Viewers Speak: Was the Bailout a Good Investment?
Sep 04, 2013
***Editor’s Note: Last weekend’s (August 31-September 1) Mailbag segment drew quite a bit of viewer reaction. We will first print a transcript of John’s comments, followed by several viewer comments…
Farm Report Mailbag:
Time now for our weekly look inside the Farm Report Mailbag. Carol Kirkhorn is concerned about my belief the bailout was a good idea. "Why are you a fan of our out-of-control spending (the bailout)?"
Carol, for many people it is hard to imagine any good out of government seemingly throwing money around at problems. But not only is that an inaccurate description, what Secretary Paulson and Presidents Bush and Obama did will, in my opinion, be a textbook example of prompt action to stop a panic. But the major point is it cannot be out-of-control spending if you get your money back. Look at the numbers: We sent about $250 million to banks to shore up their liquidity, $187 to Fannie & Freddie, $80 to car companies, $70 billion to AIG, $19 billion to buy questionable assets like CDO’s, and another 10 to subsidize homeowners for a total of $608 billion. Meanwhile, look what we’ve gotten back. Banks have repaid $367 billion as of August 27th, and the despised mortgage giants and others have sent $187 billion in dividends and interest to the treasury.

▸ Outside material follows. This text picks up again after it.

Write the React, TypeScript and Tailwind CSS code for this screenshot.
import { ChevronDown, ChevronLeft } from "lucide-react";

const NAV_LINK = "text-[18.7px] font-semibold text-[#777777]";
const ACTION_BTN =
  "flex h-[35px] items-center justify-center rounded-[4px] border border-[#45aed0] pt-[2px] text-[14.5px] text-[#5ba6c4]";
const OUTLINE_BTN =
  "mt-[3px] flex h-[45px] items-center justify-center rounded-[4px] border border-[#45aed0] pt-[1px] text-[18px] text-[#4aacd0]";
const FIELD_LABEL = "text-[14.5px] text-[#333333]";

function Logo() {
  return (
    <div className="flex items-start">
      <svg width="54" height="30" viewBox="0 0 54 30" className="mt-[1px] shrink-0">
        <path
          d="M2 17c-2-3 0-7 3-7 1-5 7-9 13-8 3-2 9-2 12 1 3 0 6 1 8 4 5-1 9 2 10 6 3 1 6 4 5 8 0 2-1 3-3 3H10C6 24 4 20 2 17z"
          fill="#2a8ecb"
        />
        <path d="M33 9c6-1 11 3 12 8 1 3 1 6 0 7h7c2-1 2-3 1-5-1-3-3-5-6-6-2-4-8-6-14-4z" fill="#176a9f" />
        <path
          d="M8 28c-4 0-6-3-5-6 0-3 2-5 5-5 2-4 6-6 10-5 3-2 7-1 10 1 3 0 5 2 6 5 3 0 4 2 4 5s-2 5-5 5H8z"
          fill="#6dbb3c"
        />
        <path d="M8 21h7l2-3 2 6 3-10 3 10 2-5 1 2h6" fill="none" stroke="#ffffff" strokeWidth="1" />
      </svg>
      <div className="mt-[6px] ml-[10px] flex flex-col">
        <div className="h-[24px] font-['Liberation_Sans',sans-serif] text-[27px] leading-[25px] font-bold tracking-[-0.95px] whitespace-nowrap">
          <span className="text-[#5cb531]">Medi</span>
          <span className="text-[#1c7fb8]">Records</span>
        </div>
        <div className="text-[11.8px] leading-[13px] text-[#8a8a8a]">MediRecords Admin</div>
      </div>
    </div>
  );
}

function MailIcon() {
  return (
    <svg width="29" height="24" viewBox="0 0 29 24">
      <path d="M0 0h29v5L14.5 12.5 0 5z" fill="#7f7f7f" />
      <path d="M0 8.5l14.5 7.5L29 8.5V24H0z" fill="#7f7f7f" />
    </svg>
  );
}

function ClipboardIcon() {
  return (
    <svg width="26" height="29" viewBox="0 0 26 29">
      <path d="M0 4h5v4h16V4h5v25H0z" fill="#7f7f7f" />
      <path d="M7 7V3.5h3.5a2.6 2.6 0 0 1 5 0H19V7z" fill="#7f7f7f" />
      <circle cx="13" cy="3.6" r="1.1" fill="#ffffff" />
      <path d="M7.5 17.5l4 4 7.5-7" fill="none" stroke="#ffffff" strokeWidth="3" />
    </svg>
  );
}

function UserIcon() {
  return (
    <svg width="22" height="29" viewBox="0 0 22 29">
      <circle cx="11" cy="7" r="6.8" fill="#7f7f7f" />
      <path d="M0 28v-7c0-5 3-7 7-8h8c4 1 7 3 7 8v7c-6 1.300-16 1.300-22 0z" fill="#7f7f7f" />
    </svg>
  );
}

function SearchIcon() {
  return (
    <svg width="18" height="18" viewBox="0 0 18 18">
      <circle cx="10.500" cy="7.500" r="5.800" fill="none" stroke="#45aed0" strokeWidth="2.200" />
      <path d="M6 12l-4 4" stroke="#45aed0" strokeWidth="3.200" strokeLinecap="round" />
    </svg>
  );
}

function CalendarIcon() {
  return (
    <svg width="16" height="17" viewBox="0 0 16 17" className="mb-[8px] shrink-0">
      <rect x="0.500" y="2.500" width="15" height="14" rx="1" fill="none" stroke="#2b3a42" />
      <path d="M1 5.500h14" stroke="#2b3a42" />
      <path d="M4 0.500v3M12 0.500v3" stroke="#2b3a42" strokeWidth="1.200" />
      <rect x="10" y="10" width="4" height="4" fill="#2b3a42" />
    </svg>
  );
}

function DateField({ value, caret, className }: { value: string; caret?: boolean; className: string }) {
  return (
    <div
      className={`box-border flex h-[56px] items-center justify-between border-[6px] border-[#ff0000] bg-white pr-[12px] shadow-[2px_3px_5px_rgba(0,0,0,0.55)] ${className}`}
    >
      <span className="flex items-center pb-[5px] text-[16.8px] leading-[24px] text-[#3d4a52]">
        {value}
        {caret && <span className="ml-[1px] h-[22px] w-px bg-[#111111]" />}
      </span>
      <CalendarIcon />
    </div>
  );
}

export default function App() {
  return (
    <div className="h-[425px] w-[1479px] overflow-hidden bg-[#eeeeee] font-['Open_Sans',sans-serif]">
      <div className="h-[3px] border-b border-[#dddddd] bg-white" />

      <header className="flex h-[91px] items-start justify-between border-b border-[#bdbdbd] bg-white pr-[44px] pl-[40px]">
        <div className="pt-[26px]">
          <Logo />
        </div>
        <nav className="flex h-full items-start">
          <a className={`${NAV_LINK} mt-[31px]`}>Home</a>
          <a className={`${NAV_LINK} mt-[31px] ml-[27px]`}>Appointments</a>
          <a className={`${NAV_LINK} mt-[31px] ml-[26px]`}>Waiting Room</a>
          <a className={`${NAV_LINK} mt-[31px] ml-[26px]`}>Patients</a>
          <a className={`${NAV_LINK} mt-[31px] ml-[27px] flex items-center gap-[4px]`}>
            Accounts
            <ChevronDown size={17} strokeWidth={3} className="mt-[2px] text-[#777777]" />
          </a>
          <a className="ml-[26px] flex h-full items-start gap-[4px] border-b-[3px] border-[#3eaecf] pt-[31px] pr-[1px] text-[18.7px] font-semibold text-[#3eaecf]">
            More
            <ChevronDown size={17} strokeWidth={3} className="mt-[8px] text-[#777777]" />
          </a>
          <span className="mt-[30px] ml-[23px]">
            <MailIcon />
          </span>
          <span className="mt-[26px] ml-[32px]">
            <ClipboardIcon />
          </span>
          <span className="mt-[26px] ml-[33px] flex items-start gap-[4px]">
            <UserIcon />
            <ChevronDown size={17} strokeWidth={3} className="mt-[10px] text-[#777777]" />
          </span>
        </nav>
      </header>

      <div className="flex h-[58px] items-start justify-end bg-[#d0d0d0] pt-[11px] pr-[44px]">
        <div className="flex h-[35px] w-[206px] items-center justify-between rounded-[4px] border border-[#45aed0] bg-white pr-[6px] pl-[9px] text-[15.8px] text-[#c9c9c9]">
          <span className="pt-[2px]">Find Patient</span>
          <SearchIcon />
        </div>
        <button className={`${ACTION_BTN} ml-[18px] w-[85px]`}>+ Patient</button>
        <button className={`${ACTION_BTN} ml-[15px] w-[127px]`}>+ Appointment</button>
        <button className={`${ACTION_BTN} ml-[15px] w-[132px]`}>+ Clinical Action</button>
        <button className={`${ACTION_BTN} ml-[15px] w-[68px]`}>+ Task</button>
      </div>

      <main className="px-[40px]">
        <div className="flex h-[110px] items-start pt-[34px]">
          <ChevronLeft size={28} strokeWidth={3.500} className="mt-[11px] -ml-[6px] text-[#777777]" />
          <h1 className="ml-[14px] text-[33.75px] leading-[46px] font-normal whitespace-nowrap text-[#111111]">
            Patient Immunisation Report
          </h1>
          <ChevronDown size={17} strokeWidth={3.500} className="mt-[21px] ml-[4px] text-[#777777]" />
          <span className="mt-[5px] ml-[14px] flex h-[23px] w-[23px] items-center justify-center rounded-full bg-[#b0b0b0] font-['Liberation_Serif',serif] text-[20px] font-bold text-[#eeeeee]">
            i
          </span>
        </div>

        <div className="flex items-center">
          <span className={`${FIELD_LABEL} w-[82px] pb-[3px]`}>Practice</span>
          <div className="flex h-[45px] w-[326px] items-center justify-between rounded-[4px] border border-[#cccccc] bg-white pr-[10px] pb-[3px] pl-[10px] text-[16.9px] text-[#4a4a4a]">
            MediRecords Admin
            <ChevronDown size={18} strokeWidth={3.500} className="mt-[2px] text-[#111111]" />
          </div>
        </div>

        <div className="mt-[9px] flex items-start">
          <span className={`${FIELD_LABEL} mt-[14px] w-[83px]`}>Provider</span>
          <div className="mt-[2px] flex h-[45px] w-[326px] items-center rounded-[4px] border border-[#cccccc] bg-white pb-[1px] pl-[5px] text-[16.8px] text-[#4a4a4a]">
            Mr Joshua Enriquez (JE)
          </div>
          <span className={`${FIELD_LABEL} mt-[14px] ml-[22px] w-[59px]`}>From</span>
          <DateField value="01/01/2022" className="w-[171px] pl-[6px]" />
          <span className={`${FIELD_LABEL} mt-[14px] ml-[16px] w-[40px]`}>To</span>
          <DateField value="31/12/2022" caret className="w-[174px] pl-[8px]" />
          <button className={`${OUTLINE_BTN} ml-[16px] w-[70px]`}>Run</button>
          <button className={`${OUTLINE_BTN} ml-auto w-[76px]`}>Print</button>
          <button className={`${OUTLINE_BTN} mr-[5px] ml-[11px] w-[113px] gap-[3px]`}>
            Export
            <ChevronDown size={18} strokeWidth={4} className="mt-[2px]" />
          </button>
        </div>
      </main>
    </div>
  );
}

Another reader pointed out the U.S. probably will lose money on their GM stock, but the cash still pouring in will soon make the whole $608 billion a remarkably good investment. Incidentally, this action is exactly what farmers demand the government do for their section when sugar and dairy prices drop…and in this instance I remain convinced it was a courageous and lucrative decision.
Viewer Response #1: John, while I appreciate your service to our country and the fact that you are a real farmer, I think that you are as crazy as a squashed cat if you think that the monetary policies that our government has pursued have in any way been beneficial. I am very surprised that a man of your education and experience would actually support such destructive fiscal policies. That is in my mind incomprehensible. Sincerely, Wayne Kahlbau - Fairhope, Alabama
Viewer Response #2: Hi John - In the mail bag this morning you were giving a rundown on what the government spent bailing out several businesses. While I and others feel that the auto industry only asked for a loan I do not count the financial aid Uncle Sam gave GM and Chrysler a bailout. That was a loan. Why that government official bought stock in GM was a person with a whole lot of screws loose or missing because the stock market has to be hit just right to make a gain and that is still a crap shoot. Frankly that was someone making a bad decision that went from bad to worse. It is going to take a while for the auto industry to get there stock prices back to what they were. The only way to make money on that dumb move is to be patient. James Brancheau
Viewer Response #3: You state you are convinced the bailout was a courageous and lucrative decision. Oh really? Since the government has no money except that which they tax, borrow or print it’s not very courageous to use money that doesn’t belong to you or is created without the corresponding production of goods or services. And in so doing, they reward poor decision makers and delay the purging of excesses that are needed so that real growth can occur that benefits the public. And lucrative for whom? The Comptroller of the Currency’s first quarter report shows total US bank notional exposure to derivatives of $231.6 trillion. This doesn’t include the trillions of liabilities banks are allowed to move off their books, such as mortgage backed securities which took down Fannie Mae, Freddie Mac and AIG. Four of the too-big-to-fail commercial banks account for 94% of this exposure. When the next big financial crisis hits, which will dwarf 2008, we will see just how "courageous and lucrative" the bailout was. Too-big-to-fail may just become too-big-to-save. Dave Sauers
Viewer Response #4: Thanks for taking the time to respond to my email. You set me straight and I am embarrassed that I jumped to the wrong conclusion without doing my homework. I saw on your website that you explained it quite thoroughly on your previous show. I apologize. I've always admired your level headed, bipartisan approach, guess I'll learn to do likewise.